Mr. Pollack's output as a director was not large, but it included many popular hits, including "They Shoot Horses, Don't They?," "The Way We Were," "Three Days of the Condor," "Tootsie," "Out of Africa" and "The Firm." He was not known as a visual stylist or a filmmaker with a particular sensibility, but rather as a solid craftsman and storyteller, and director who could often guide his star actors to Oscar-nominated performances. He frequently worked with Robert Redford. All his pictures were dramas or thrillers, save one, "Tootsie," which may be his most lasting achievement.

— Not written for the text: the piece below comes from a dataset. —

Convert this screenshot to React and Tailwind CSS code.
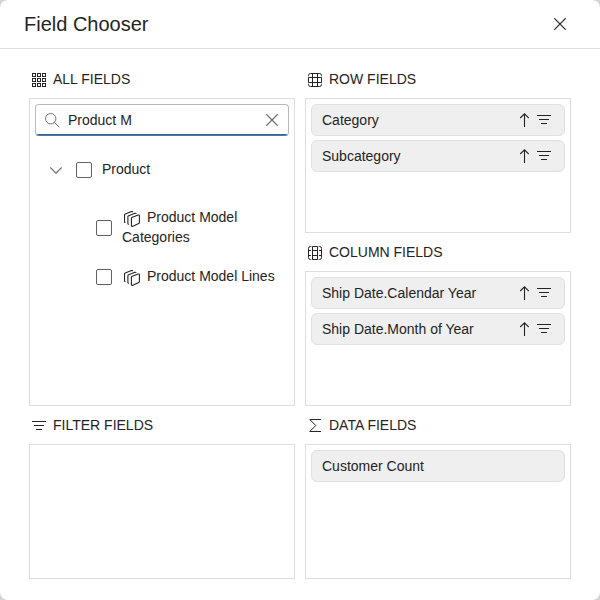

The comedy about a difficult actor (Dustin Hoffman) who dresses in drag to land a role in a soap opera was bedeviled in production but praised upon release. It is considered one of the classic film comedies of the past 30 years. In it, Mr. Pollack played several scenes with Mr. Hoffman, portraying his perplexed agent. Sydney Irwin Pollack was born on July 1, 1934, in Lafayette, IN, and raised in South Bend by David and Rebecca Pollock. His parents divorced when he was young and his mother, an alcoholic, died when he was 16. Following high school, he went to New York and enrolled at the Neighborhood Playhouse School of the Theater, where he studied for two years under Sanford Meisner. He spent five more years as Meisner's assistant. His brother, Bernard, was a Broadway stage manager in the 1960s and 1970s, and worked as costume designer on many of Sydney's films.

In 1955, he appeared on Broadway with Katharine Cornell in The Dark Is Light Enough. He also acted in other Off-Broadway dramas and on television, but, in the 1960s, acting on advice from Burt Lancaster, he began directing for television.

In later years, he directed little, preferring to work as an actor ("Eye Wide Shut," "A Civil Action," "Michael Clayton") and producer ("Cold Mountain," "The Interpreter").